The overall serum HCV-RNA viral clearance rate achieved in our study was 58.8%, more than the 45% rate achieved by Telfer et al. [18], but lower than the 72.2% obtained by Li et al. [19]. Although the number of patients in our study was too small to be divided into 2 subgroups, when the comparison of serum HCV-RNA clearing rates were made according to the pretreatment status of the patients, the results indicated that 5 out of 10 (50.0%) of previously treated, and 5 out of 7 (71.4%) of naive patients showed sustained virological clearance. These values are in accordance with results of the above-mentioned studies [18–20].

The most important side-effect associated with combination therapy is a significant increase in haemolysis [11–14], leading to a greater need for transfusion. This may put these patients at risk of a further increase in iron overload during combination therapy. Therefore, patients should be instructed to intensify desferrioxamine chelation during treatment [21]. Our study demonstrated an average 36.6% increase in blood consumption during therapy, which is consistent with the studies of Telfer et al. [17], Li et al. [18] and Inati et al. [19] where the levels of blood consumption were increased by 41%, 30% and 34% respectively.

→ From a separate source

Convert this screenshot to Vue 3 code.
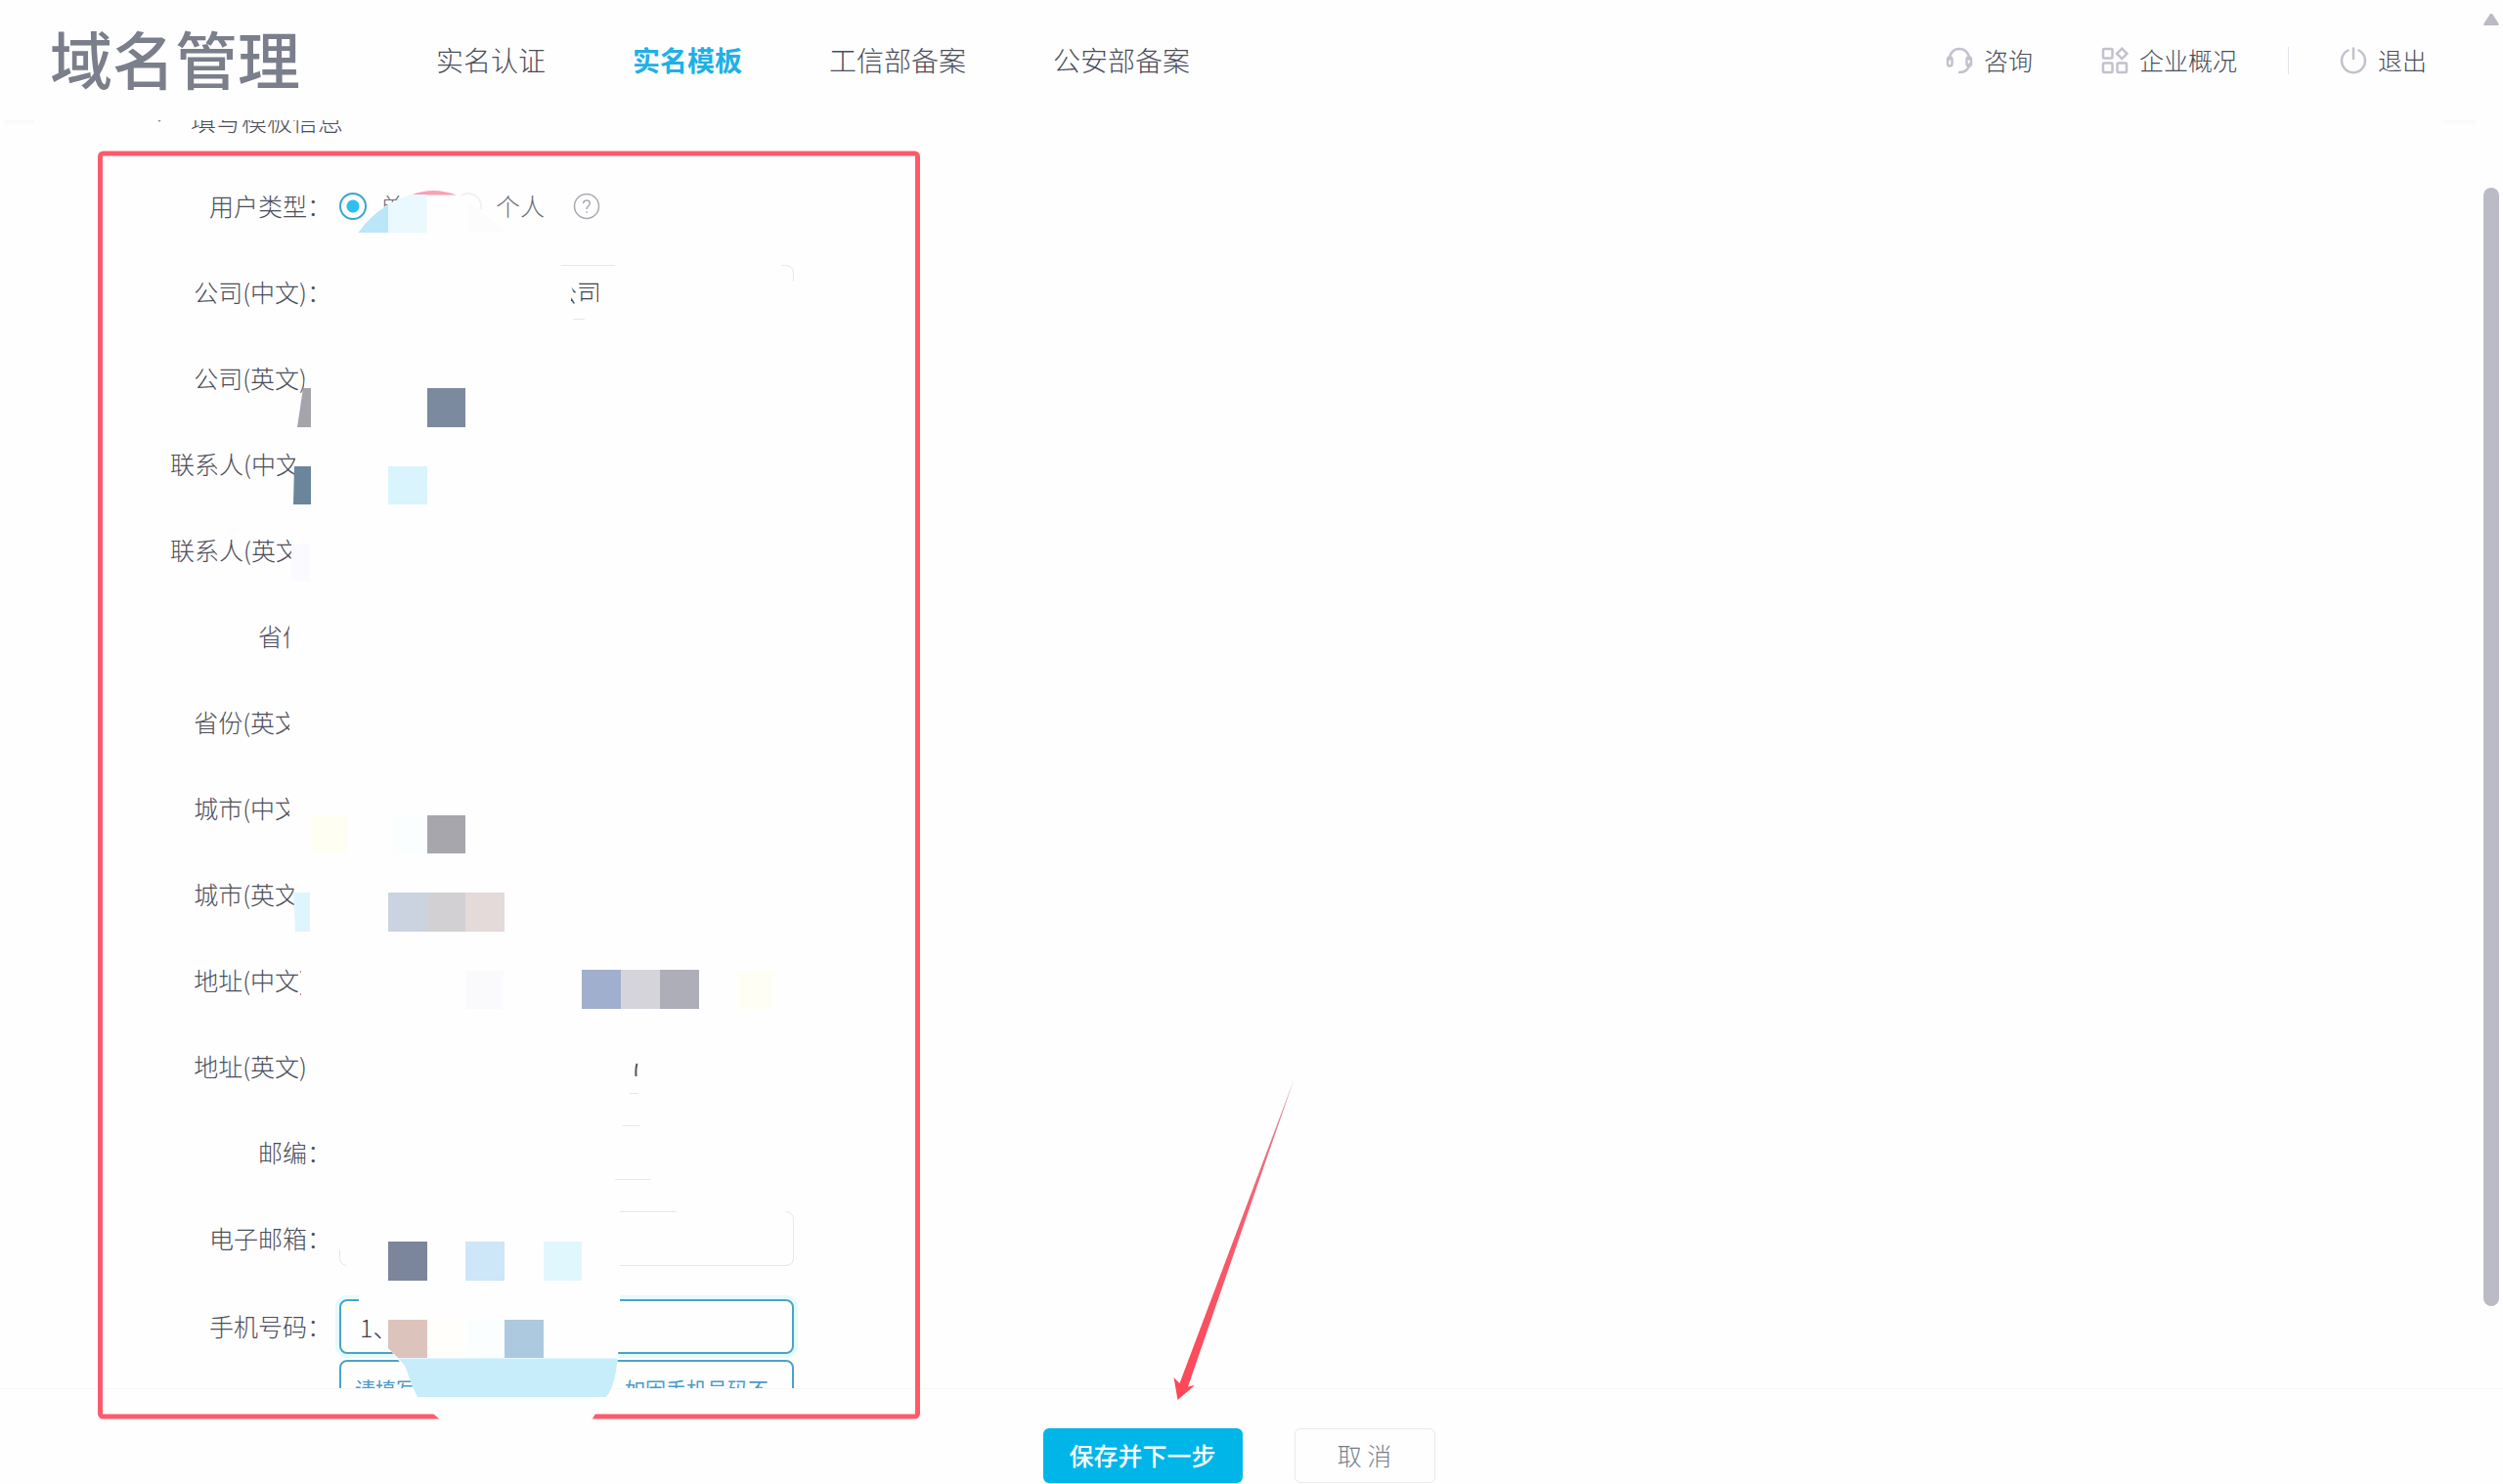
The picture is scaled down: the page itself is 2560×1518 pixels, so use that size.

Serum ferritin levels remained static during the treatment period. However, in responders there was not statistically significant (P = 0.45) decline in serum ferritin levels which might just reflect a decrease in hepatitis activity.

The main limitation of our study was the small number of patients enrolled, primarily as a result of the declining number of patients with TM and HCV; this fact is evident in the literature, where the largest cohort of patients receiving combination therapy consisted of 18 patients.


In conclusion, considering that the risks associated with increased transfusion requirements for a few months are outweighed by the benefits, this small study confirms that the combination of INF and Rib is effective, probably safe, and should be considered as the first-line therapy in cases of HCV-infected transfusion-dependent TM patients, who fail to respond to INF monotherapy.